Most chilling is the danger to Celeste (Kidman). She's decided to flee her abusive marriage, but at the end of episode six left her two little boys with her unpredictable, violent husband Perry (Alexander Skarsgard) when she slipped out to look at an apartment. Now he's pissed she left the house without his permission. Dear God, he wouldn't hurt the boys to punish her … would he?

Kelley's scripts are excellent: The female characters are so fully realized, the male characters seem underwritten by comparison, which is not something a critic gets to write every day. But director Jean-Marc Vallée elevates the material even further with cinematic artistry – not just with the many expensive scenes shot during the magic hour, but with subtle, powerful specificity in small moments.

Like when Celeste leaves the house, and Perry, relaxing on the couch with the boys, freezes with surprise, then switches into rage, which he expresses in a gesture. He grabs a bag of chips away from the boys – "That's enough!" The look on his face and the swipe of his long arm will evoke a shudder of recognition from anyone, male or female, who's ever been threatened by male anger.
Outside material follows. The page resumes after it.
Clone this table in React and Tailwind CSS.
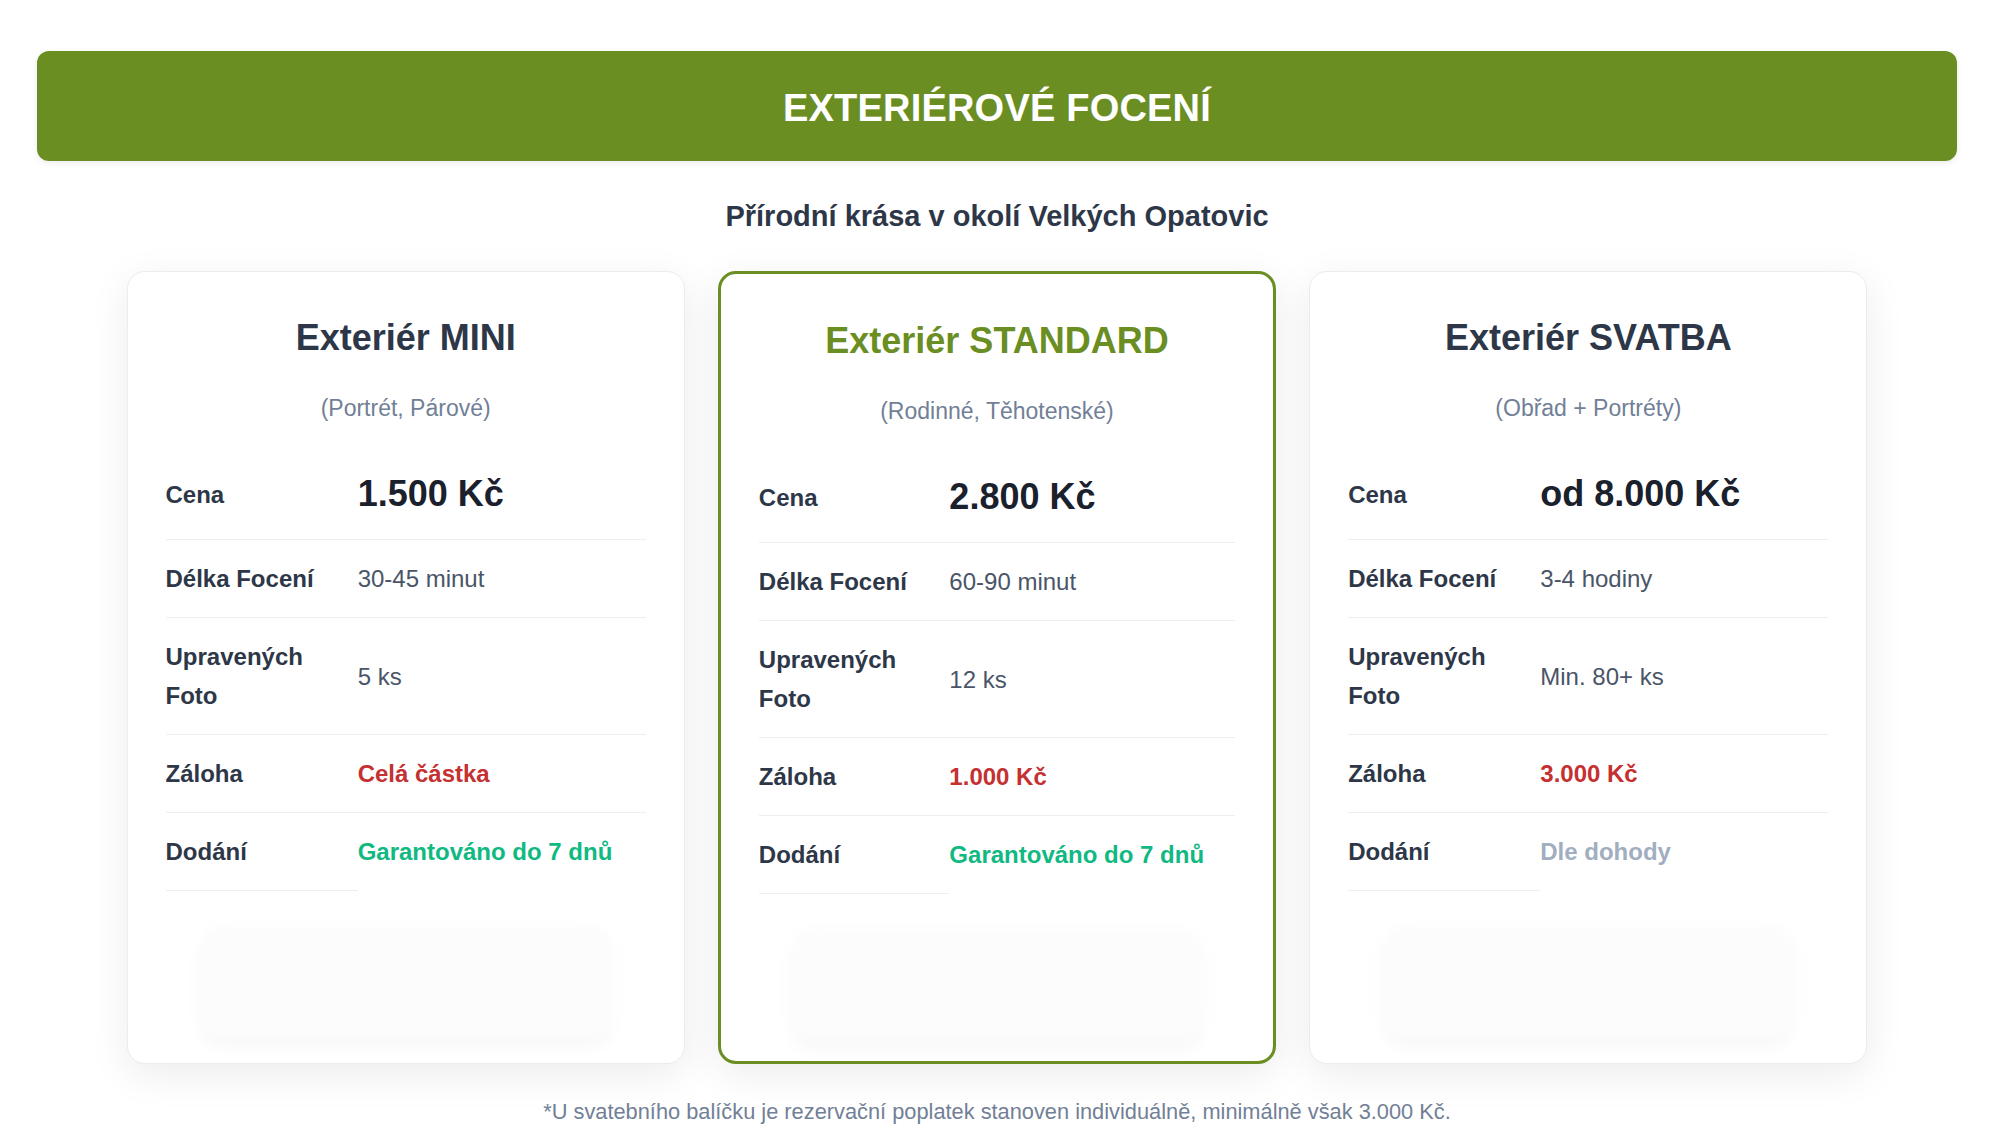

The plot of Big Little Lies concerns power struggles, between wives and husbands, mother and other mothers, mothers and their children, so we know some kind of external conflict will be the cause of the murder. But with pros such as Kelley and Vallée at the helm, we also know the crime will fit the theme, which I'd argue is the conundrum of motherhood.

Celeste gave up a career as a high-powered lawyer to be a mother. Madeline, unfulfilled at home, puts all her frustrated energy into endless feuds, increasingly terrified of the abyss that looms as her strong-willed daughters increasingly detach from her. Jane is losing her sanity as she fights to hide her PTSD and the truth about his conception from her son.

They're all struggling with the internal, utterly impossible conflict that arises from losing yourself in love to the savage little beasts you're raising, who then, if you do your job right, will walk away and leave you. And then who are you?

It's all there in the opening credits.

The mothers are driving, privileged and protected, but vaguely anxious, endlessly travelling, never arriving. The children in the back seat are oblivious: They can't see where they're going, and so they take it all for granted. They only pay attention, to themselves, in the next sequence, when they dance one by one toward the camera, staring into the lens with unconflicted innocence. A few cutaways to sex with husbands well out of frame, and the ocean's crashing waves (the abyss!), and then the mothers, one by one, do their own march toward the lens. But, unlike the children, whose playful antics reveal their true natures, the moms' identities are buried under makeup, costumes and a vamping imitation of someone else.

Over it all, Michael Kiwanuka sings the theme song, Cold Little Heart: "Did you ever want it? Did you want bad? … Oh, my, I've been ashamed. All my life, I've been playing games."

Whoever was killed, whoever gets nailed for the murder, the crisis for these women has already happened. And now, what will happen to them?